As someone who first saw A Knight’s Tale at the age of 12, the significance of Bettany’s character being Geoffrey Freaking Chaucer, author of The Canterbury Tales, didn’t immediately dawn on me. But it hardly matters. The point is that Bettany is a great friend, no matter what his name is.
Weird-Number-of-Scars Paul Bettany
Likes: Brooding quietly, making threatening eye contact
Dislikes: A solid skincare routine
Halliwell: In Solo, Paul Bettany plays Dryden Vos, whom Bettany describes as a “gangster, a sociopath, and really good at hurting people.” Dryden Vos could also be described as “a dude with a bunch of scars”:
Oddly enough, this is a character type Bettany knows well.

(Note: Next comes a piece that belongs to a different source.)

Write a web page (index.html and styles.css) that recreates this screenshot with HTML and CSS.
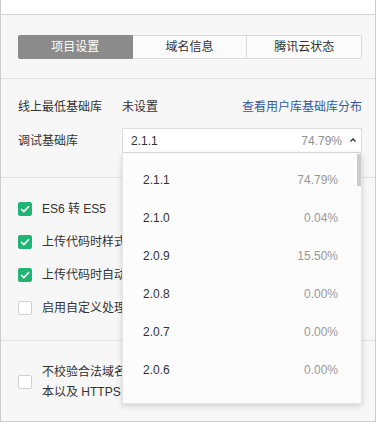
FILE: index.html
```html
<!DOCTYPE html>
<html lang="zh-CN">
<head>
<meta charset="utf-8">
<title>项目设置</title>
<link rel="stylesheet" href="styles.css">
</head>
<body>
<div class="frame">
  <div class="titlebar"></div>
  <div class="panel">
    <section class="sec sec-tabs">
      <div class="tabs">
        <div class="tab active">项目设置</div>
        <div class="tab">域名信息</div>
        <div class="tab">腾讯云状态</div>
      </div>
    </section>
    <section class="sec sec-lib">
      <div class="row">
        <span class="label">线上最低基础库</span>
        <span class="value">未设置</span>
        <a class="link">查看用户库基础库分布</a>
      </div>
      <div class="row row-select">
        <span class="label">调试基础库</span>
        <div class="select-wrap">
          <div class="select">
            <span class="sel-ver">2.1.1</span>
            <span class="sel-pct">74.79%</span>
            <svg class="caret" width="6" height="4" viewBox="0 0 6 4"><path d="M0.5 3.5 L3 1 L5.5 3.5" fill="none" stroke="#333" stroke-width="1.4"/></svg>
          </div>
          <div class="dropdown">
            <div class="thumb"></div>
            <ul class="options">
              <li class="opt"><span class="ver">2.1.1</span><span class="pct">74.79%</span></li>
              <li class="opt"><span class="ver">2.1.0</span><span class="pct">0.04%</span></li>
              <li class="opt"><span class="ver">2.0.9</span><span class="pct">15.50%</span></li>
              <li class="opt"><span class="ver">2.0.8</span><span class="pct">0.00%</span></li>
              <li class="opt"><span class="ver">2.0.7</span><span class="pct">0.00%</span></li>
              <li class="opt"><span class="ver">2.0.6</span><span class="pct">0.00%</span></li>
              <li class="opt"><span class="ver">2.0.5</span><span class="pct">0.00%</span></li>
            </ul>
          </div>
        </div>
      </div>
    </section>
    <section class="sec sec-checks">
      <label class="check"><span class="box on"><svg width="10" height="8" viewBox="0 0 10 8"><path d="M1 4 L3.8 6.6 L9 1.2" fill="none" stroke="#fff" stroke-width="1.6"/></svg></span><span>ES6 转 ES5</span></label>
      <label class="check"><span class="box on"><svg width="10" height="8" viewBox="0 0 10 8"><path d="M1 4 L3.8 6.6 L9 1.2" fill="none" stroke="#fff" stroke-width="1.6"/></svg></span><span>上传代码时样式自动补全</span></label>
      <label class="check"><span class="box on"><svg width="10" height="8" viewBox="0 0 10 8"><path d="M1 4 L3.8 6.6 L9 1.2" fill="none" stroke="#fff" stroke-width="1.6"/></svg></span><span>上传代码时自动压缩</span></label>
      <label class="check"><span class="box"></span><span>启用自定义处理命令</span></label>
    </section>
    <section class="sec sec-last">
      <label class="check check-multi"><span class="box"></span><span class="multi">不校验合法域名、web-view（业务域名）、TLS 版<br>本以及 HTTPS 证书</span></label>
    </section>
  </div>
</div>
</body>
</html>
```

FILE: styles.css
```css
* { box-sizing: border-box; }
html, body { margin: 0; padding: 0; background: #fff; }
body {
  font-family: "Liberation Sans", "Noto Sans CJK SC", sans-serif;
  font-size: 12px;
  color: #333;
}
.frame {
  width: 376px;
  height: 422px;
  border: 1px solid #cbcbcb;
  border-top: none;
  display: flex;
  flex-direction: column;
}
.titlebar {
  height: 15px;
  background: #fff;
  border-bottom: 1px solid #d2d2d2;
}
.panel {
  flex: 1;
  background: #f7f7f7;
  display: flex;
  flex-direction: column;
}
.sec {
  padding-left: 17px;
  padding-right: 13px;
  border-bottom: 1px solid #e2e2e2;
}
.sec-tabs { padding-top: 20px; padding-bottom: 19px; }
.tabs {
  display: grid;
  grid-template-columns: repeat(3, 1fr);
  height: 24px;
}
.tab {
  border: 1px solid #dadada;
  border-left: none;
  background: #fbfbfb;
  text-align: center;
  line-height: 22px;
  font-size: 12px;
  color: #333;
}
.tab:first-child { border-left: 1px solid #dadada; border-radius: 2px 0 0 2px; }
.tab:last-child { border-radius: 0 2px 2px 0; }
.tab.active { background: #8b8b8b; border-color: #8b8b8b; color: #fff; }

.sec-lib { padding-top: 20px; padding-bottom: 24px; }
.row { display: flex; align-items: center; height: 16px; line-height: 16px; }
.row-select { margin-top: 13px; height: 25px; }
.label { width: 104px; flex: none; }
.value { flex: 1; }
.link { color: #34599e; text-decoration: none; }
.select-wrap { flex: 1; position: relative; height: 25px; }
.select {
  height: 25px;
  background: #fff;
  border: 1px solid #dcdcdc;
  display: flex;
  align-items: center;
  padding: 1px 5px 0 8px;
}
.sel-ver { flex: 1; }
.sel-pct { color: #8f8f8f; }
.caret { margin-left: 8px; margin-top: -2px; }
.dropdown {
  position: absolute;
  top: 25px;
  left: 0;
  right: 0;
  height: 251px;
  background: #fcfcfc;
  border: 1px solid #e4e4e4;
  border-top: none;
  box-shadow: 0 2px 6px rgba(0, 0, 0, 0.16);
  overflow: hidden;
  z-index: 5;
}
.thumb {
  position: absolute;
  right: 0;
  top: 1px;
  width: 4px;
  height: 32px;
  background: #cdcdcd;
}
.options { list-style: none; margin: 0; padding: 8px 23px 0 20px; }
.opt {
  height: 38px;
  display: flex;
  align-items: center;
  justify-content: space-between;
}
.ver { color: #333; }
.pct { color: #999; }

.sec-checks {
  padding-top: 23px;
  padding-bottom: 24px;
  display: flex;
  flex-direction: column;
  gap: 17px;
}
.check {
  display: flex;
  align-items: center;
  gap: 10px;
  height: 16px;
  line-height: 16px;
  white-space: nowrap;
}
.box {
  width: 14px;
  height: 14px;
  flex: none;
  border: 1px solid #d0d0d0;
  background: #fff;
  border-radius: 2px;
  display: flex;
  align-items: center;
  justify-content: center;
}
.box.on { background: #20b475; border-color: #20b475; }
.sec-last { border-bottom: none; padding-top: 21px; }
.check-multi { height: 40px; }
.multi { line-height: 20px; }
```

In Inkheart, he played Dustfinger, another weirdly hot, sketchy type with various facial scars. The angel he played in Legion had a myriad scars and tattoos (just go with it). The Da Vinci Code’s Silas, well, the aforementioned self-flagellation left him with his fair share of scars. Going forward, can we stop putting random stuff on Paul’s face? No scars, no purple paint or weird dots, nothing. As we’ve covered at length, Bettany is a man of many faces. But if you ask me, his actual face is the one I want to see most.